Henschen said Snowflake customers need to focus on what's coming within weeks more than months. He added:

"The standouts for me are the things that are entering public preview or that will soon be generally available. Support for Iceberg Tables, for example, is now in public preview, and it promises interoperability of data managed in Snowflake for open access and usability of data for other workloads and applications. It’s a win for customers. Another example is the Snowpark ML Modeling API, which will enable the many customers using Snowpark to more easily tap into Snowflake data for model preprocessing and training.  Similarly, the Snowpark Model Registry, which is going into public preview, will improve support for ML OPS within Snowflake."

The biggest takeaway from Snowflake's Snowpark conference is that the company is consolidating its efforts to provide a unified platform. Snowflake's core themes at Snowpark were to simplify the data foundation, accelerate AI adoption and scale applications.
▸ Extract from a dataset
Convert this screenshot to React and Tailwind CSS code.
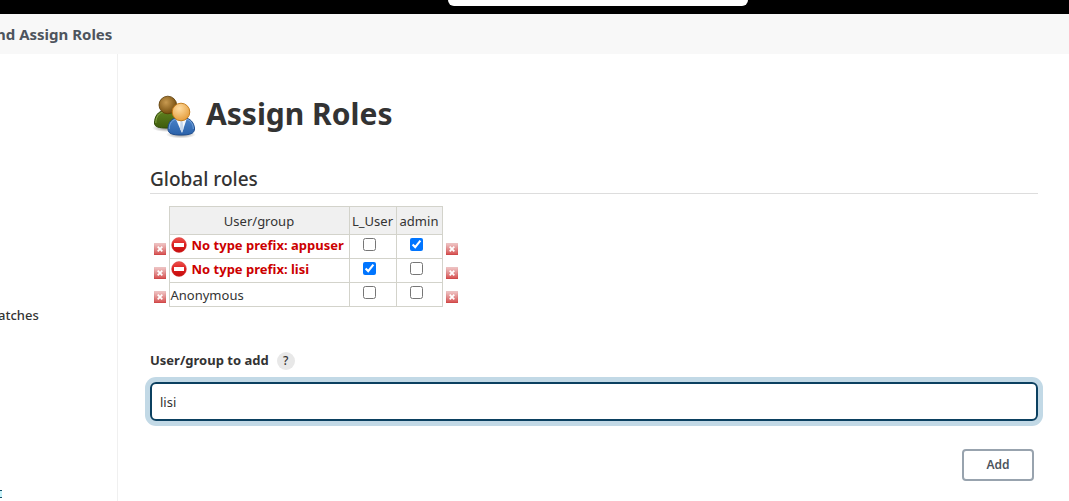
import { useState } from "react";

const columns = ["L_User", "admin"];

const initialRows = [
  { name: "appuser", invalid: true, roles: { L_User: false, admin: true } },
  { name: "lisi", invalid: true, roles: { L_User: true, admin: false } },
  { name: "Anonymous", invalid: false, roles: { L_User: false, admin: false } },
];

const UsersIcon = () => (
  <svg className="size-12 shrink-0" viewBox="0 -2 48 48" aria-hidden="true">
    <defs>
      <radialGradient id="headBack" cx="0.4" cy="0.35" r="0.7">
        <stop offset="0" stopColor="#c89a50" />
        <stop offset="1" stopColor="#6e4708" />
      </radialGradient>
      <radialGradient id="headFront" cx="0.4" cy="0.3" r="0.75">
        <stop offset="0" stopColor="#ffdca0" />
        <stop offset="1" stopColor="#e39a38" />
      </radialGradient>
      <linearGradient id="bodyBack" x1="0" y1="0" x2="0" y2="1">
        <stop offset="0" stopColor="#5f8020" />
        <stop offset="1" stopColor="#3f5d0b" />
      </linearGradient>
      <linearGradient id="bodyFront" x1="0" y1="0" x2="0" y2="1">
        <stop offset="0" stopColor="#4a82c8" />
        <stop offset="1" stopColor="#2b62aa" />
      </linearGradient>
      <radialGradient id="shadow">
        <stop offset="0" stopColor="#000" stopOpacity="0.45" />
        <stop offset="1" stopColor="#000" stopOpacity="0" />
      </radialGradient>
    </defs>
    <ellipse cx="17" cy="36" rx="15" ry="4" fill="url(#shadow)" />
    <ellipse cx="31" cy="42.500" rx="15" ry="4" fill="url(#shadow)" />
    <path d="M4.500 31c0-7 4-12 9-12h8c5 0 9 4 9 11 0 4-4 6-13 6-9 0-13-1-13-5z" fill="url(#bodyBack)" stroke="#2f4a05" />
    <path d="M5.800 31c0-6 3.500-10.800 8-10.800" fill="none" stroke="#9dbb5c" strokeWidth="0.700" />
    <circle cx="17.800" cy="13" r="8.800" fill="url(#headBack)" stroke="#5b3a05" strokeWidth="0.800" />
    <path d="M18 37c0-7 4-11 9-11h8c5 0 9.500 5 9.500 11 0 4.500-4.500 6-13.500 6S18 41.500 18 37z" fill="url(#bodyFront)" stroke="#1d4b8b" />
    <path d="M19.200 37c0-6 3.400-9.800 8-9.800h8c4.600 0 8.100 4.300 8.100 9.800" fill="none" stroke="#8db8ea" strokeWidth="0.700" />
    <path d="M26 27.500h10.500L32 41z" fill="#f5f8fc" />
    <path d="M30.500 29h2l1 8-1.500 3.500-2-3.500z" fill="#c8d8ec" />
    <circle cx="31" cy="20" r="8.800" fill="url(#headFront)" stroke="#c17612" strokeWidth="0.900" />
  </svg>
);

const ErrorIcon = () => (
  <svg className="size-4 shrink-0" viewBox="0 0 16 16" aria-hidden="true">
    <defs>
      <linearGradient id="stop" x1="0" y1="0" x2="0" y2="1">
        <stop offset="0" stopColor="#ee5450" />
        <stop offset="0.5" stopColor="#dc1c1c" />
        <stop offset="1" stopColor="#c40d0d" />
      </linearGradient>
    </defs>
    <circle cx="8" cy="8" r="7.400" fill="url(#stop)" stroke="#d63a3a" strokeWidth="0.500" />
    <rect x="3" y="6" width="10" height="4" fill="#fff" />
  </svg>
);

const RemoveButton = ({ label, onClick }) => (
  <button type="button" aria-label={label} onClick={onClick} className="block cursor-pointer">
    <svg className="size-3" viewBox="0 0 12 12" aria-hidden="true">
      <defs>
        <linearGradient id="remove" x1="0" y1="0" x2="0" y2="1">
          <stop offset="0" stopColor="#f0c4c4" />
          <stop offset="0.5" stopColor="#e29090" />
          <stop offset="1" stopColor="#d85050" />
        </linearGradient>
        <linearGradient id="removeEdge" x1="0" y1="0" x2="0" y2="1">
          <stop offset="0" stopColor="#ecc0c0" />
          <stop offset="1" stopColor="#cf4a4a" />
        </linearGradient>
      </defs>
      <rect x="0.500" y="0.500" width="11" height="11" fill="url(#remove)" stroke="url(#removeEdge)" />
      <path d="M3.700 3.700l4.600 4.600M8.300 3.700l-4.600 4.600" stroke="#fff" strokeWidth="1.800" />
    </svg>
  </button>
);

const RolesTable = () => {
  const [rows, setRows] = useState(initialRows);

  const toggle = (name, role) => {
    setRows((prev) =>
      prev.map((row) =>
        row.name === name
          ? { ...row, roles: { ...row.roles, [role]: !row.roles[role] } }
          : row
      )
    );
  };

  const remove = (name) => {
    setRows((prev) => prev.filter((row) => row.name !== name));
  };

  return (
    <table className="mt-3 table-fixed w-[312px] border-collapse text-[13px] leading-5">
      <colgroup>
        <col className="w-[19px]" />
        <col className="w-[180px]" />
        <col className="w-[47px]" />
        <col className="w-[46px]" />
        <col className="w-5" />
      </colgroup>
      <thead>
        <tr className="h-7">
          <td />
          <th className="border border-[#d3d3cb] bg-[#f0f0f0] p-0 font-normal">User/group</th>
          {columns.map((role) => (
            <th key={role} className="border border-[#d3d3cb] bg-[#f0f0f0] p-0 font-normal">
              {role}
            </th>
          ))}
          <td />
        </tr>
      </thead>
      <tbody>
        {rows.map((row) => (
          <tr key={row.name} className="h-6">
            <td className="p-0 pl-1 pt-1">
              <RemoveButton label={`Remove ${row.name}`} onClick={() => remove(row.name)} />
            </td>
            <td className="whitespace-nowrap border border-[#d3d3cb] p-0 pl-px">
              {row.invalid ? (
                <div className="flex items-center gap-[5px] pb-1 leading-4 font-bold text-[#cc0000]">
                  <ErrorIcon />
                  No type prefix: {row.name}
                </div>
              ) : (
                row.name
              )}
            </td>
            {columns.map((role) => (
              <td key={role} className="border border-[#d3d3cb] p-0 pr-1.5 pb-1">
                <input
                  type="checkbox"
                  aria-label={`${role} for ${row.name}`}
                  checked={row.roles[role]}
                  onChange={() => toggle(row.name, role)}
                  className="mx-auto block size-[13px]"
                />
              </td>
            ))}
            <td className="p-0 pl-[3px] pt-1">
              <RemoveButton label={`Remove ${row.name}`} onClick={() => remove(row.name)} />
            </td>
          </tr>
        ))}
      </tbody>
    </table>
  );
};

const App = () => {
  const [user, setUser] = useState("lisi");

  return (
    <div className="flex min-h-screen flex-col overflow-hidden bg-white font-['Noto_Sans','Open_Sans',sans-serif] text-[#333333]">
      <header className="flex h-3.5 items-start bg-black pl-[448px]">
        <input aria-label="Search" className="h-1.5 w-[300px] rounded-b-md bg-white" />
      </header>
      <nav className="flex h-10 items-center bg-[#f8f8f8]">
        <a href="#roles" className="-ml-1 whitespace-nowrap text-[15px] font-bold text-[#4d545d]">
          nd Assign Roles
        </a>
      </nav>
      <div className="flex grow">
        <aside className="w-[118px] shrink-0 border-r border-[#f0f0f0] pt-[251px] text-[13px] leading-5 font-medium">
          <a href="#patches" className="-ml-0.5 block">atches</a>
          <div className="mt-[165px] h-2 w-0.5 border-y border-[#14506a] bg-[#c8f4fa]" />
        </aside>
        <main className="min-w-0 grow pl-8 pr-[31px] pt-9">
          <h1 className="flex items-center gap-2 text-[30px] leading-[48px] font-bold">
            <UsersIcon />
            Assign Roles
          </h1>
          <h2 className="mt-[27px] border-b border-[#dddddd] text-[19px] leading-7 font-medium">Global roles</h2>
          <RolesTable />
          <div className="mt-11 flex h-5 items-center gap-2 text-[13px]">
            <label htmlFor="user" className="font-bold">User/group to add</label>
            <a
              href="#help"
              aria-label="Help"
              className="flex size-[18px] items-center justify-center rounded-full bg-[#e8e8e8] text-xs font-medium"
            >
              ?
            </a>
          </div>
          <input
            id="user"
            type="text"
            value={user}
            onChange={(e) => setUser(e.target.value)}
            className="mt-[11px] block h-[39px] w-full rounded-md border-2 border-[#0b4060] px-2 text-[13px] ring-5 ring-[#c2d9e6] outline-none"
          />
          <div className="mt-7 mr-1 flex justify-end">
            <button
              type="button"
              className="h-8 w-[72px] rounded border-2 border-[#98a3ae] text-xs font-semibold text-[#4d545d]"
            >
              Add
            </button>
          </div>
        </main>
      </div>
    </div>
  );
};

export default App;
"It's a good set of announcements, but with so many elements being in private preview, my sense is that both Databricks and Google are ahead of them on having ML/AI and GenAI capabilities internally within the platform and in supporting customers who want to develop their own ML/AI and GenAI capabilities. I’d like to see either a shorter lag time between private preview and public preview stages or a shift by Snowflake towards only announcing capabilities that are nearly ready for public preview. There are capabilities, like Unistore, for example, that were announced at Snowflake Summit 2022 that still aren’t available. In my opinion it’s not a good idea to announce things unless they’ll definitely be available within six to eight months."